Given information:
==============================

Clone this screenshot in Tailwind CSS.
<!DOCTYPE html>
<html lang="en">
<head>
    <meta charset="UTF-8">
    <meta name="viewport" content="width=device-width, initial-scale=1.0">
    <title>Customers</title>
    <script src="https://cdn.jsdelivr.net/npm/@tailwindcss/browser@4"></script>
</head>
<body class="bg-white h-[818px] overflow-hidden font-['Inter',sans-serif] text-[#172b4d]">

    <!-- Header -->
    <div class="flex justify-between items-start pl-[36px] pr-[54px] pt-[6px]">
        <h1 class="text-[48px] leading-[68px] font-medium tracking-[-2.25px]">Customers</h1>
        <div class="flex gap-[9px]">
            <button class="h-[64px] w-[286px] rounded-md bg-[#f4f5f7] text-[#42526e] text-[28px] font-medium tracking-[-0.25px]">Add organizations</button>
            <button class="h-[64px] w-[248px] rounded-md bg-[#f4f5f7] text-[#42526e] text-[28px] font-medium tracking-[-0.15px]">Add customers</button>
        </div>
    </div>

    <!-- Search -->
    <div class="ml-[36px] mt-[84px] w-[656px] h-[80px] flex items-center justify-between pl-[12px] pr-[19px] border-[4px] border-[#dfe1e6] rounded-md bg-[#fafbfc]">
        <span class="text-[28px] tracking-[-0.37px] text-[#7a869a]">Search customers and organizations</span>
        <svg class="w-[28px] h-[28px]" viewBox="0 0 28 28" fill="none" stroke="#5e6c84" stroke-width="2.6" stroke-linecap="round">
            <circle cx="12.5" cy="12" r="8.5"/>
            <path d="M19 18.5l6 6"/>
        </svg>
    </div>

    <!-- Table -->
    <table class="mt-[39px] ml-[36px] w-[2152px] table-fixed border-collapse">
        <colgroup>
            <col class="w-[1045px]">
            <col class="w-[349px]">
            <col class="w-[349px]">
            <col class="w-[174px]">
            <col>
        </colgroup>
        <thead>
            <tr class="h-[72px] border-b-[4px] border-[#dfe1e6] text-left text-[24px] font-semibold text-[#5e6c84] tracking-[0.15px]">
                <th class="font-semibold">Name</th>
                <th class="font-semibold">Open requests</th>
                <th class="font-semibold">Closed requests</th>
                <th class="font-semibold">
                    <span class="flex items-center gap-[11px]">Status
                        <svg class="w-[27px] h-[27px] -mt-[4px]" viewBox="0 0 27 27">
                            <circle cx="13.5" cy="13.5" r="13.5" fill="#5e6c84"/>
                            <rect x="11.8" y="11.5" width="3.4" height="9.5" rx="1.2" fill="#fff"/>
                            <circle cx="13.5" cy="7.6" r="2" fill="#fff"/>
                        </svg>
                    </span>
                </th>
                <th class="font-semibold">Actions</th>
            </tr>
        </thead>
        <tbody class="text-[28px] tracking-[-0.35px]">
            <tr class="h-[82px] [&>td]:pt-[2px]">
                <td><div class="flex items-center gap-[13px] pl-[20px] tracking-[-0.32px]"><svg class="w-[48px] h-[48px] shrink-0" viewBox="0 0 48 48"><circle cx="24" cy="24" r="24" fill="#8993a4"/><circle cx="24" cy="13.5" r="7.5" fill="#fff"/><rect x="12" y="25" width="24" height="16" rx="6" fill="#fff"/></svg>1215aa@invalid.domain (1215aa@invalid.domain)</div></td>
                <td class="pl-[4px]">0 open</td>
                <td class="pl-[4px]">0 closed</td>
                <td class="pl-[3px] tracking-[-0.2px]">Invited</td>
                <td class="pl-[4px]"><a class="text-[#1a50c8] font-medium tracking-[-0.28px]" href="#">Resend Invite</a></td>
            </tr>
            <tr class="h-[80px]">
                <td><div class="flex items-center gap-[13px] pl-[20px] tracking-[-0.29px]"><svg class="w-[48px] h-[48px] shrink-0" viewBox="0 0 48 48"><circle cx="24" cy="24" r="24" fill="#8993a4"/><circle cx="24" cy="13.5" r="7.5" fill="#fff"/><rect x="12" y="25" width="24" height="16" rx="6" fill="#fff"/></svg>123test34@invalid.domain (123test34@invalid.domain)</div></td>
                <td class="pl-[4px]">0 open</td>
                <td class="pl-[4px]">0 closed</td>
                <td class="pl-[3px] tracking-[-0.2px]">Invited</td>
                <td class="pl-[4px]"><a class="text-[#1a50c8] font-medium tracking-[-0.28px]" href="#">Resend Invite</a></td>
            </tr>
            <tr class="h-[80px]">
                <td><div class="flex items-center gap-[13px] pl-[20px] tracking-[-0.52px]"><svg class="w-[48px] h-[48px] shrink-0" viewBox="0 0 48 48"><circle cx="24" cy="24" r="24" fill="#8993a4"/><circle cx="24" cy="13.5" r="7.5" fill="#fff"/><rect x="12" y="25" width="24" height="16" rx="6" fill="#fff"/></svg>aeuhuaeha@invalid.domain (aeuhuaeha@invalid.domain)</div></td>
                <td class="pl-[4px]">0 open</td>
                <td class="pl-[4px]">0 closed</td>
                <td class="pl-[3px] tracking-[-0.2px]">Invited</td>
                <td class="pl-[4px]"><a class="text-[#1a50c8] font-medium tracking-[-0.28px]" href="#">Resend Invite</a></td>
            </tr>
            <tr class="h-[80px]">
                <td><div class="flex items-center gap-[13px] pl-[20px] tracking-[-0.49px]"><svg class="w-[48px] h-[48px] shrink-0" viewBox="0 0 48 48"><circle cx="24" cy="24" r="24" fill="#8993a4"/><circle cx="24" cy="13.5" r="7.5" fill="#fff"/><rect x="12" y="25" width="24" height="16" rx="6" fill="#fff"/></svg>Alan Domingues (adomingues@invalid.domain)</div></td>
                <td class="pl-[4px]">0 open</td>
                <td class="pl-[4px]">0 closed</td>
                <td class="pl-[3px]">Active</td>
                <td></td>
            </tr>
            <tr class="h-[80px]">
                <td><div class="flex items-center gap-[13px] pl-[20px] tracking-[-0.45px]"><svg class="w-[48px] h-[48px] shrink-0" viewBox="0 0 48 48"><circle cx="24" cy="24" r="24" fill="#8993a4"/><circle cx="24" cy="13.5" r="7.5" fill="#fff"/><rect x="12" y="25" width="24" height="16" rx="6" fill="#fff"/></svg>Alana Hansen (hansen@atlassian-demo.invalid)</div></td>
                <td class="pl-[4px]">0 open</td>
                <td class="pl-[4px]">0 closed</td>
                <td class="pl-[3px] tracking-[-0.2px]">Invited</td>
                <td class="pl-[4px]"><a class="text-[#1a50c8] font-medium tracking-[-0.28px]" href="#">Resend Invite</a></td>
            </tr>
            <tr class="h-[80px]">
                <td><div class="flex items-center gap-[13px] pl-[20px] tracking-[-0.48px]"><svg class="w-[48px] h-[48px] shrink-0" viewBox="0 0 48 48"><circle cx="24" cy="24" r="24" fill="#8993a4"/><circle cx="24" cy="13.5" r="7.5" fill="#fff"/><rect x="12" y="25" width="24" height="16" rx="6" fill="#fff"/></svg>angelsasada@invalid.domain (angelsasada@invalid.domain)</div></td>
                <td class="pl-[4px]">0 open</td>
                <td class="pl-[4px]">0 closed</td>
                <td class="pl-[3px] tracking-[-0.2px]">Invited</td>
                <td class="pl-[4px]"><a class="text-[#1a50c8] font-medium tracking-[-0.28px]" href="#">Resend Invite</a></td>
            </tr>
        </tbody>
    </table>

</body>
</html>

==============================

Problem to work on:
Return exactly the opening lines of the listing above, ending with the line that has "h-[818px] overflow-hidden font-['Inter',sans-serif]".

Right answer:
Clone this screenshot in Tailwind CSS.
<!DOCTYPE html>
<html lang="en">
<head>
    <meta charset="UTF-8">
    <meta name="viewport" content="width=device-width, initial-scale=1.0">
    <title>Customers</title>
    <script src="https://cdn.jsdelivr.net/npm/@tailwindcss/browser@4"></script>
</head>
<body class="bg-white h-[818px] overflow-hidden font-['Inter',sans-serif] text-[#172b4d]">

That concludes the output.